Given instruction: Starting at the line that contains "Recreate this image" and stopping at the line that contains "const password = ref('')", return those lines exactly and nothing else. Both end lines count; pictures do not.

---- The data

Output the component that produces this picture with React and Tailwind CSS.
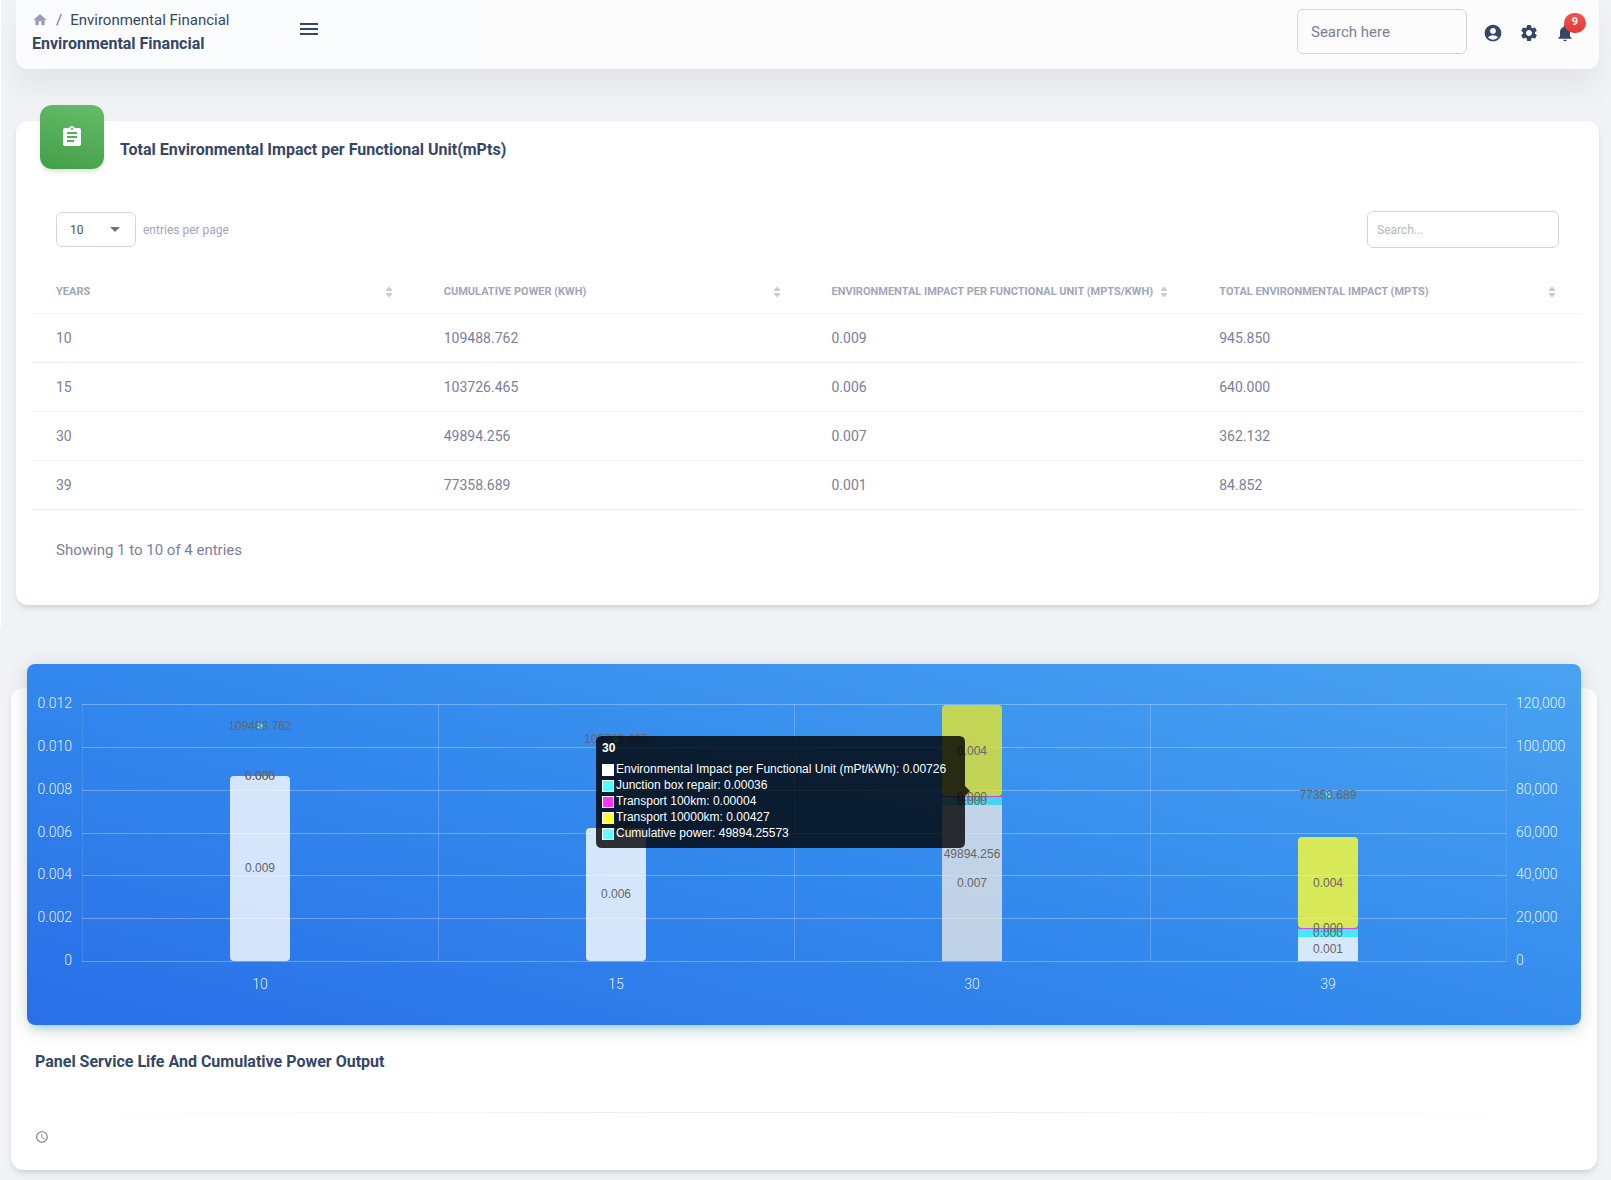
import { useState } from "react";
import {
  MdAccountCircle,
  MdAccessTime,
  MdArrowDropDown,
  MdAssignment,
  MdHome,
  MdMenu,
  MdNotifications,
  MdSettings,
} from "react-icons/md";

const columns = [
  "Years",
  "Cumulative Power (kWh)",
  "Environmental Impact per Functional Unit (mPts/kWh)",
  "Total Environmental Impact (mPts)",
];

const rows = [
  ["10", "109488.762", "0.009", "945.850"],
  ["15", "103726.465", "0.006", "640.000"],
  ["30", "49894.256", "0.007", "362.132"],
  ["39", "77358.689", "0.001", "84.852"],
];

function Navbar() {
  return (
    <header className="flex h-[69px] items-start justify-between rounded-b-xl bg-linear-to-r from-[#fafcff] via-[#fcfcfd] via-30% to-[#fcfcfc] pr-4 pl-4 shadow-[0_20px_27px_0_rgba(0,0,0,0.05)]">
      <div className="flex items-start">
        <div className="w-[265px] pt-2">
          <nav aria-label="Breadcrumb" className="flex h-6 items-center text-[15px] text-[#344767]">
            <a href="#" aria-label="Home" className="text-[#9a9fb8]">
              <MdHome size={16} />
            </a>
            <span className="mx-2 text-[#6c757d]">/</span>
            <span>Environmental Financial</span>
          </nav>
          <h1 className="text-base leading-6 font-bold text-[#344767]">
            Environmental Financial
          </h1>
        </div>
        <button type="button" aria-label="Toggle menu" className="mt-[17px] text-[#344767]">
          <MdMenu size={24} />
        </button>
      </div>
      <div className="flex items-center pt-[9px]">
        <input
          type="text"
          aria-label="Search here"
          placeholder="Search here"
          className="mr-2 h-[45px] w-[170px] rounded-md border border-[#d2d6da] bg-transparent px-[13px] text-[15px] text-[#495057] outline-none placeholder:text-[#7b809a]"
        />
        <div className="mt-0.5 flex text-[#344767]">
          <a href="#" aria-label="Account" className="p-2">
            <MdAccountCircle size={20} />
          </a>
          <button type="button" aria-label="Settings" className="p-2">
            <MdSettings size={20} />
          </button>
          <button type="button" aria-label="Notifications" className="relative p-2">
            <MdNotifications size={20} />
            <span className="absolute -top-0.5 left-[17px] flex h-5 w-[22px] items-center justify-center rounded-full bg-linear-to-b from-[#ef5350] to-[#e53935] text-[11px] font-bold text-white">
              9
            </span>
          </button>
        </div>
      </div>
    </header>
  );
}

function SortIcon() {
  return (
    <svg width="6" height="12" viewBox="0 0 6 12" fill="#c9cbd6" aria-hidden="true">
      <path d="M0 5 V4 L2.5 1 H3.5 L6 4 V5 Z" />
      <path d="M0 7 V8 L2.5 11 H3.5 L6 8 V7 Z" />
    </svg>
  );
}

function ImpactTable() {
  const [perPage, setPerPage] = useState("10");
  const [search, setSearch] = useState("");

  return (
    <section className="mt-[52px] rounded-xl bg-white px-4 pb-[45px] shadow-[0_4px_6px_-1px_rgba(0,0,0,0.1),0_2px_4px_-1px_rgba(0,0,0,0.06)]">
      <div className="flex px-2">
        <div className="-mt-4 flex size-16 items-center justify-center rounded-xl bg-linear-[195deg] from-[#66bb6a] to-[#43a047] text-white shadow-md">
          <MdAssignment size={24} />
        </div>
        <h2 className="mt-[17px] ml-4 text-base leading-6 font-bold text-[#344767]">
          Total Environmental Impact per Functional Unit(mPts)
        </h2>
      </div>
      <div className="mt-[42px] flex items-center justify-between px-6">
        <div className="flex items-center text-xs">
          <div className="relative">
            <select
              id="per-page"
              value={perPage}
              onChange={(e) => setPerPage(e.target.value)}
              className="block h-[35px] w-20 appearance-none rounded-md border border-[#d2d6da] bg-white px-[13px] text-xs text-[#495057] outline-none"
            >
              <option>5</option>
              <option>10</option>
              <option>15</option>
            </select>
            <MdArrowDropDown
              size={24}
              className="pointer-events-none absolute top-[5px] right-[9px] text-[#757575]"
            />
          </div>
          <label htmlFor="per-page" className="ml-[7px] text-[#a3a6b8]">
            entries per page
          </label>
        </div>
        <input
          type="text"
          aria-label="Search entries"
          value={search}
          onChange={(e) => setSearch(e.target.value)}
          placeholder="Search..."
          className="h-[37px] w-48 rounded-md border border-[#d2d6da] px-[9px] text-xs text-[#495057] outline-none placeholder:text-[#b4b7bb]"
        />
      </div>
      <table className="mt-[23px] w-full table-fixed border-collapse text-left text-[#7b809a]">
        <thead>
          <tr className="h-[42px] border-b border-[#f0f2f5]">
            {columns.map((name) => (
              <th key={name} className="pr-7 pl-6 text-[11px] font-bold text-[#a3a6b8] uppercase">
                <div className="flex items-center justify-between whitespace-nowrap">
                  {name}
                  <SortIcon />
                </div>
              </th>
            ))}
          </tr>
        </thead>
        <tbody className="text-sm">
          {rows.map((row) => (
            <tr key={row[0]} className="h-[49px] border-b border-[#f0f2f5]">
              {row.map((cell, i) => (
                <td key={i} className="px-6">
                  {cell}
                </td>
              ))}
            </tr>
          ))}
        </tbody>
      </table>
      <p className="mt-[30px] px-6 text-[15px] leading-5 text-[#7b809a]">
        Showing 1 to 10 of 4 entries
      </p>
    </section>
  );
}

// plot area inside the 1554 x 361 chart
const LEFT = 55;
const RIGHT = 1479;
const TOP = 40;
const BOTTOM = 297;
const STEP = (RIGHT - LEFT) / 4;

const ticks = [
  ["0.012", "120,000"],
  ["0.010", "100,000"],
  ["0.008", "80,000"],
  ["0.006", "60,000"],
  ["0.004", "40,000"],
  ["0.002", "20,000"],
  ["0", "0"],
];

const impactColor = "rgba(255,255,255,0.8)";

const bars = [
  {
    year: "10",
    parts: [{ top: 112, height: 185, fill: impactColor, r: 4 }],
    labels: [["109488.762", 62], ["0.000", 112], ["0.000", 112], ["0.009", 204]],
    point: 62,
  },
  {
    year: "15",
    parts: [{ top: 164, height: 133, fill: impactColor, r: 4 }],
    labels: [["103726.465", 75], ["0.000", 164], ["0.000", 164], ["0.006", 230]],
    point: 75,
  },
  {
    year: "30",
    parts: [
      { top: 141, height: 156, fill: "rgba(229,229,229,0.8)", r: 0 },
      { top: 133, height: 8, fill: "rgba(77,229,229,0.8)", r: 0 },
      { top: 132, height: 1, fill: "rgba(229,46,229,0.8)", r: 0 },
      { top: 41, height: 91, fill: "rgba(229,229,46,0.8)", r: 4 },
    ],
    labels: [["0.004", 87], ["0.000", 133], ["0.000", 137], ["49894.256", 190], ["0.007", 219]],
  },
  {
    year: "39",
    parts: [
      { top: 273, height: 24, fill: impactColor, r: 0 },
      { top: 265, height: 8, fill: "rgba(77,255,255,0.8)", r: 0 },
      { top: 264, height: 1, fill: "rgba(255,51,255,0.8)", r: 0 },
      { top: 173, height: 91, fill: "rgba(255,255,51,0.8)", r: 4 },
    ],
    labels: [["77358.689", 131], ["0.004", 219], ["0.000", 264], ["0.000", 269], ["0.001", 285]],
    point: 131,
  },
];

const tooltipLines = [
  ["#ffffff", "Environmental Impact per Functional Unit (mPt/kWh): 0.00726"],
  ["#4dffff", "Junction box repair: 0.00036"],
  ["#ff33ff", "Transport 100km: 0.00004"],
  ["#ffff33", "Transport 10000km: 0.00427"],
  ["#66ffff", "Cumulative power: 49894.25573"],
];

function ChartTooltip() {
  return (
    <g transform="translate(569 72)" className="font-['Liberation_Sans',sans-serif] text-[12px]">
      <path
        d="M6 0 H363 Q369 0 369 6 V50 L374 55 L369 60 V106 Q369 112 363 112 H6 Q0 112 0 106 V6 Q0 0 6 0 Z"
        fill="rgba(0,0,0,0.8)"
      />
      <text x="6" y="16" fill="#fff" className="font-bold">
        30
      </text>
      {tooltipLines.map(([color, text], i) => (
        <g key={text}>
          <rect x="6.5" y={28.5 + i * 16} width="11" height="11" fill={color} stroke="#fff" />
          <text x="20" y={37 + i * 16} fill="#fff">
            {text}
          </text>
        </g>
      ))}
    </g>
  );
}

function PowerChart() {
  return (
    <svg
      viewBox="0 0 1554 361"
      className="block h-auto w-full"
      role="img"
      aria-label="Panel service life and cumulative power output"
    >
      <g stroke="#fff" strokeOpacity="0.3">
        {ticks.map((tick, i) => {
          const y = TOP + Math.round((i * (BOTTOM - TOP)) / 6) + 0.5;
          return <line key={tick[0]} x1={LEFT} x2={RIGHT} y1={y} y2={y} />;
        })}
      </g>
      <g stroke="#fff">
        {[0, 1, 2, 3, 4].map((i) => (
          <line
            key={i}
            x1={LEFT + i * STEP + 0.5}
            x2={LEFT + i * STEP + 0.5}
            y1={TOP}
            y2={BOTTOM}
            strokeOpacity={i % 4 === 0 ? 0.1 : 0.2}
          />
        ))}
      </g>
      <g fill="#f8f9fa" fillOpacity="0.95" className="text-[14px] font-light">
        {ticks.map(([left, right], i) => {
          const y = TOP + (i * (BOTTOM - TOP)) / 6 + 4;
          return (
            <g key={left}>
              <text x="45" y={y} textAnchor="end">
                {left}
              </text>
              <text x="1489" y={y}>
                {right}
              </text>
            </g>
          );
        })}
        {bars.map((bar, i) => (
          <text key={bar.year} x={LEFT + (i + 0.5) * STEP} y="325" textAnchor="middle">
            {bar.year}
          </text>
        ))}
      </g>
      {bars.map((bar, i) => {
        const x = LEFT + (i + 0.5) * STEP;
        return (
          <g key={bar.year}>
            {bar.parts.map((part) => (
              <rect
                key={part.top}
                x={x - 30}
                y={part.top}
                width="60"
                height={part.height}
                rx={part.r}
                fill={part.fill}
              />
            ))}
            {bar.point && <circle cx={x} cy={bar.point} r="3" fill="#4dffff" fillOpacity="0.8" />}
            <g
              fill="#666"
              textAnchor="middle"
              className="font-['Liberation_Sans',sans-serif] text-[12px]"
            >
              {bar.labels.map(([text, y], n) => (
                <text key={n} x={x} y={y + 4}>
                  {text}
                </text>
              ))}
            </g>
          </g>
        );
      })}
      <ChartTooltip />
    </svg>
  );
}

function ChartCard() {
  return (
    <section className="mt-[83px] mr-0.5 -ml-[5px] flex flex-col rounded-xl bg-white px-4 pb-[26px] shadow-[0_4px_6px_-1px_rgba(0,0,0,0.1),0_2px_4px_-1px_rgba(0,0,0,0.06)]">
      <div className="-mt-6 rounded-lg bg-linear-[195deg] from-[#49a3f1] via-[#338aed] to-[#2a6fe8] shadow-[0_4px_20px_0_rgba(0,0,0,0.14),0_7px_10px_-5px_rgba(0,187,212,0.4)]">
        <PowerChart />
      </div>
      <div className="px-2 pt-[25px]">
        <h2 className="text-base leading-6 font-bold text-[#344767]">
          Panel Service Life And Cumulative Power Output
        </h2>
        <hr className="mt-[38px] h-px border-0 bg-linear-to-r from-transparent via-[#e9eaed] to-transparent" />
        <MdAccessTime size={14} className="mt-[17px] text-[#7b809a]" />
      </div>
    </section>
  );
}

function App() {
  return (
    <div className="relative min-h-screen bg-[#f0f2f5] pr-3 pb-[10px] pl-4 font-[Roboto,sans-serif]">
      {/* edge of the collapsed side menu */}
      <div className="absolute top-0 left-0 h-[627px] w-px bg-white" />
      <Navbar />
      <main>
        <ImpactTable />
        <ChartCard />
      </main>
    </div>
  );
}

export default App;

--------
---- The data

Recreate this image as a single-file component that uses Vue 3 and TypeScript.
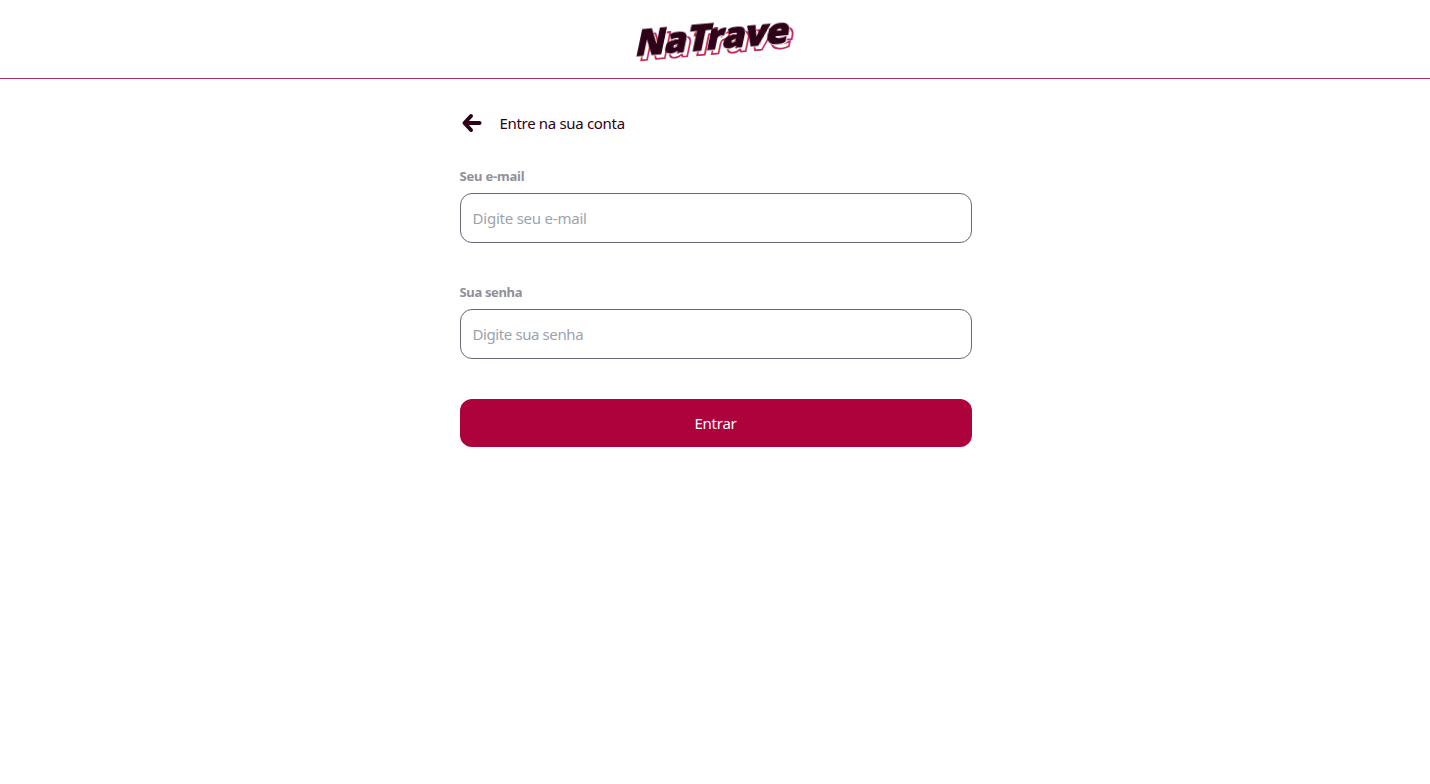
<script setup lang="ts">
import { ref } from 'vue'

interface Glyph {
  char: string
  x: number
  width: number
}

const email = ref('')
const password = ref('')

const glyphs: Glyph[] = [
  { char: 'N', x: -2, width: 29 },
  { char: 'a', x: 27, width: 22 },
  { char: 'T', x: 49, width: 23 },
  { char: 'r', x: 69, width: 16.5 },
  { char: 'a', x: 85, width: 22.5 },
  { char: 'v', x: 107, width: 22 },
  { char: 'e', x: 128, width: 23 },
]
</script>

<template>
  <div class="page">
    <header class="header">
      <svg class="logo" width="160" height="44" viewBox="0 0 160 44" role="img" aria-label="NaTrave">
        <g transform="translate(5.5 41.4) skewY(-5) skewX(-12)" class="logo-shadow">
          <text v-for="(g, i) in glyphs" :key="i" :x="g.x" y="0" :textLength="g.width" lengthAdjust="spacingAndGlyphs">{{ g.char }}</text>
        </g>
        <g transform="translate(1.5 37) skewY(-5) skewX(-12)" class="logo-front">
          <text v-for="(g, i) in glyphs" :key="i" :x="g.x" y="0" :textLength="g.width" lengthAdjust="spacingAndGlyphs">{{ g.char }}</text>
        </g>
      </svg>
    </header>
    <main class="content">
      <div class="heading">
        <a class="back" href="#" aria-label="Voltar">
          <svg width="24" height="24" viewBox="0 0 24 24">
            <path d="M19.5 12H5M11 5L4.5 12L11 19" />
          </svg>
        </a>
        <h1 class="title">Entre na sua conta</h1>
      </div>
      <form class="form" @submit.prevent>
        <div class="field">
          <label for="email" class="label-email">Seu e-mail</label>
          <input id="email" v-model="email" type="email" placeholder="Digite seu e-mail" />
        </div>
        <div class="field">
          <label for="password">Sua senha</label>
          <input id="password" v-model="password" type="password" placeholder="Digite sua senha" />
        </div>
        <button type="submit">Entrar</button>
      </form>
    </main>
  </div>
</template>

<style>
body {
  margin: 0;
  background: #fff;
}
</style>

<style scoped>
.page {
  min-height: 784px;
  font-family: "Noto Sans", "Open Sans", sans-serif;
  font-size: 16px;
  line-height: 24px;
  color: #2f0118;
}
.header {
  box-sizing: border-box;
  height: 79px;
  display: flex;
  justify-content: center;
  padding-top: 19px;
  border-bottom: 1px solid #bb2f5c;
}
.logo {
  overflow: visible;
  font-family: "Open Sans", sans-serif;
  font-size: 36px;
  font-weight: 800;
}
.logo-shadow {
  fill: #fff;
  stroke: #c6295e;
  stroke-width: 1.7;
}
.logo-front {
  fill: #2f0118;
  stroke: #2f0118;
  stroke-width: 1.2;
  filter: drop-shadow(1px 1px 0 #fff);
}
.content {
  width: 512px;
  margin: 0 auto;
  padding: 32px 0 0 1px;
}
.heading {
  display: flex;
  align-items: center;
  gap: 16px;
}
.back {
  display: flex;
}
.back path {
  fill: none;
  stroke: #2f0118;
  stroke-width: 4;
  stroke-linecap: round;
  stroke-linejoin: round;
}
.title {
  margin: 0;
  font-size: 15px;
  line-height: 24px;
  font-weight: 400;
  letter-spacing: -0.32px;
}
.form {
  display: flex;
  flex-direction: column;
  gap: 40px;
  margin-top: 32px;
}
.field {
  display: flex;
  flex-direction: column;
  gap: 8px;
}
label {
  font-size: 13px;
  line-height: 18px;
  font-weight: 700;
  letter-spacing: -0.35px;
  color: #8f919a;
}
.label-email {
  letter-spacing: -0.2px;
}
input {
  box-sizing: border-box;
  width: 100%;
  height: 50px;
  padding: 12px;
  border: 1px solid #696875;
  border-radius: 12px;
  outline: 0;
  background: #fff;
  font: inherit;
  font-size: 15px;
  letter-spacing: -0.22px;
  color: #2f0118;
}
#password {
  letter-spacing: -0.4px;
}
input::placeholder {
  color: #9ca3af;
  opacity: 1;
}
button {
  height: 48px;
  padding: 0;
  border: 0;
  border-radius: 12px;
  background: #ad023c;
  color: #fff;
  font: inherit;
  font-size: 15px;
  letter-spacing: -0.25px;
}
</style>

--------

Worked answer:
Recreate this image as a single-file component that uses Vue 3 and TypeScript.
<script setup lang="ts">
import { ref } from 'vue'

interface Glyph {
  char: string
  x: number
  width: number
}

const email = ref('')
const password = ref('')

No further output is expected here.